Lead aprons, gloves, and thyroid shields must be inspected annually for cracks, tears, and delamination. The ACVR recommends fluoroscopy or radiographic inspection of all PPE at least yearly. Damaged PPE must be replaced immediately — it provides a false sense of protection while allowing radiation through the defect.

Building the QA program

A functional digital radiography QA program in a veterinary practice has four components:

  1. Written protocol. A document that specifies: retake-rate target (≤5%), retake-logging procedure, exposure-index targets by study type, technique chart, sedation policy, positioning-coaching schedule, equipment QC schedule, and PPE inspection schedule.
  2. Retake log. Paper or digital, reviewed monthly by the radiation safety officer or medical director.
  3. Quarterly audit. A 50-image review scored by a veterinarian, with per-technician feedback.
  4. Annual equipment inspection. Performed by a qualified service provider, documented in the equipment maintenance log.

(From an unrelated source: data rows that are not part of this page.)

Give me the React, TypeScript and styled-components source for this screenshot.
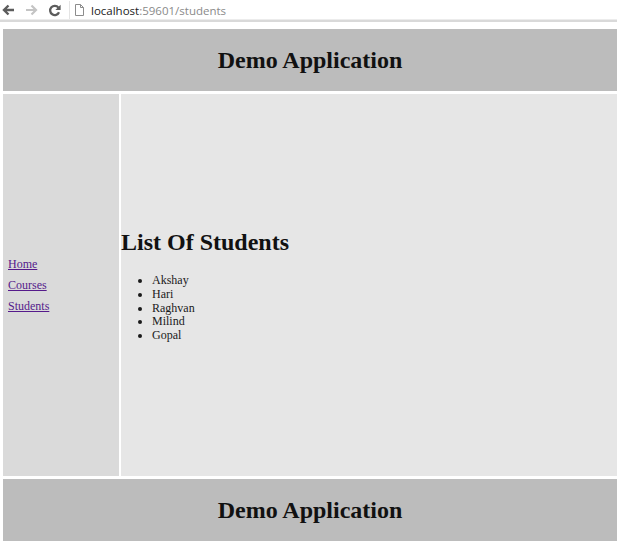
import React from "react";
import styled, { createGlobalStyle } from "styled-components";

const GlobalStyle = createGlobalStyle`
  html, body {
    margin: 0;
    padding: 0;
    background: #ffffff;
  }
  body {
    font-family: "Liberation Serif", "Times New Roman", serif;
    color: #111111;
  }
`;

const BrowserBar = styled.div`
  display: flex;
  align-items: center;
  height: 20px;
  border-bottom: 2px solid #d9d9d9;
  box-shadow: inset 0 -1px 0 #ececec;
  background: #ffffff;
`;

const NavButton = styled.span<{ disabled?: boolean }>`
  display: flex;
  align-items: center;
  justify-content: center;
  width: 14px;
  height: 16px;
  margin-left: ${({ disabled }) => (disabled ? "9px" : "1px")};
  color: ${({ disabled }) => (disabled ? "#c4c4c4" : "#5c5c5c")};

  & + & {
    margin-left: 9px;
  }

  & > svg {
    display: block;
  }
`;

const Omnibox = styled.div`
  display: flex;
  align-items: center;
  height: 18px;
  margin-left: 8px;
  padding-left: 5px;
  border-left: 1px solid #e4e4e4;
  font-family: "Open Sans", "Noto Sans", sans-serif;
  font-size: 11.5px;

  & > svg {
    display: block;
    margin-right: 7px;
  }
`;

const Host = styled.span`
  color: #222222;
`;

const UrlPath = styled.span`
  color: #8a8a8a;
`;

const Page = styled.div`
  display: flex;
  flex-direction: column;
  gap: 3px;
  margin: 7px 0 0 3px;
`;

const Banner = styled.header`
  display: flex;
  align-items: center;
  justify-content: center;
  height: 62px;
  background: #bcbcbc;

  & > h2 {
    margin: 0;
    font-size: 24px;
    font-weight: bold;
    color: #111111;
  }
`;

const Middle = styled.div`
  display: flex;
  gap: 2px;
  height: 382px;
`;

const SideNav = styled.nav`
  display: flex;
  flex-direction: column;
  justify-content: center;
  width: 116px;
  padding-left: 5px;
  box-sizing: border-box;
  background: #dadada;
`;

const NavLink = styled.a`
  display: block;
  line-height: 21px;
  font-size: 12px;
  color: #551a8b;
  text-decoration: underline;
`;

const Content = styled.main`
  display: flex;
  flex-direction: column;
  justify-content: center;
  flex: 1;
  padding-top: 2px;
  background: #e6e6e6;
`;

const Title = styled.h2`
  margin: 0 0 18px;
  font-size: 24px;
  font-weight: bold;
  color: #111111;
`;

const StudentList = styled.ul`
  margin: 0;
  padding-left: 31px;
  font-size: 12px;
  line-height: 13.7px;
  color: #1a1a1a;
`;

const students = ["Akshay", "Hari", "Raghvan", "Milind", "Gopal"];

const BackIcon = () => (
  <svg width="13" height="12" viewBox="0 0 13 12" fill="none" stroke="currentColor" strokeWidth="2.4">
    <path d="M12 6H2.5M6.5 1.5L2 6l4.5 4.5" />
  </svg>
);

const ForwardIcon = () => (
  <svg width="13" height="12" viewBox="0 0 13 12" fill="none" stroke="currentColor" strokeWidth="2.2">
    <path d="M1 6h9.5M6.5 1.5L11 6l-4.5 4.5" />
  </svg>
);

const ReloadIcon = () => (
  <svg width="13" height="13" viewBox="0 0 13 13" fill="none">
    <path d="M10.4 3.6A4.6 4.6 0 1 0 11 8.2" stroke="currentColor" strokeWidth="2.3" />
    <path d="M12.6 0.8v5.2H7.4z" fill="currentColor" />
  </svg>
);

const PageIcon = () => (
  <svg width="9" height="12" viewBox="0 0 9 12" fill="none" stroke="#8c8c8c" strokeWidth="1">
    <path d="M0.5 0.5h5l3 3v8h-8z" />
    <path d="M5.5 0.5v3h3" />
  </svg>
);

export default function App() {
  return (
    <>
      <GlobalStyle />
      <BrowserBar>
        <NavButton>
          <BackIcon />
        </NavButton>
        <NavButton disabled>
          <ForwardIcon />
        </NavButton>
        <NavButton>
          <ReloadIcon />
        </NavButton>
        <Omnibox>
          <PageIcon />
          <Host>localhost</Host>
          <UrlPath>:59601/students</UrlPath>
        </Omnibox>
      </BrowserBar>
      <Page>
        <Banner>
          <h2>Demo Application</h2>
        </Banner>
        <Middle>
          <SideNav>
            <NavLink href="#home">Home</NavLink>
            <NavLink href="#courses">Courses</NavLink>
            <NavLink href="#students">Students</NavLink>
          </SideNav>
          <Content>
            <Title>List Of Students</Title>
            <StudentList>
              {students.map(name => (
                <li key={name}>{name}</li>
              ))}
            </StudentList>
          </Content>
        </Middle>
        <Banner>
          <h2>Demo Application</h2>
        </Banner>
      </Page>
    </>
  );
}
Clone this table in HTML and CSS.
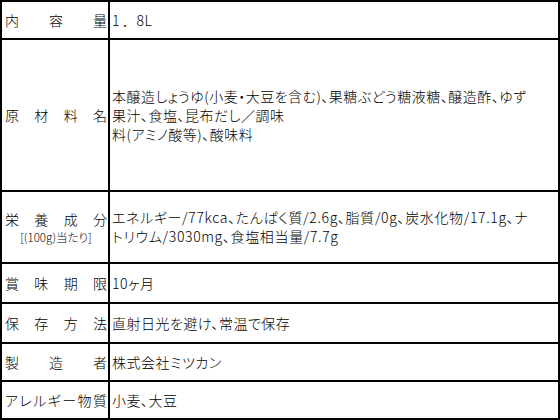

The New Zealand veterinary radiation compliance guide requires that "managing entities need to establish a quality assurance programme as part of their protection and safety management system" and that "quality programmes must be documented in writing, noting protocols and frequencies for each check and test." This is a regulatory requirement in many jurisdictions and an AAHA-accreditation expectation in the United States.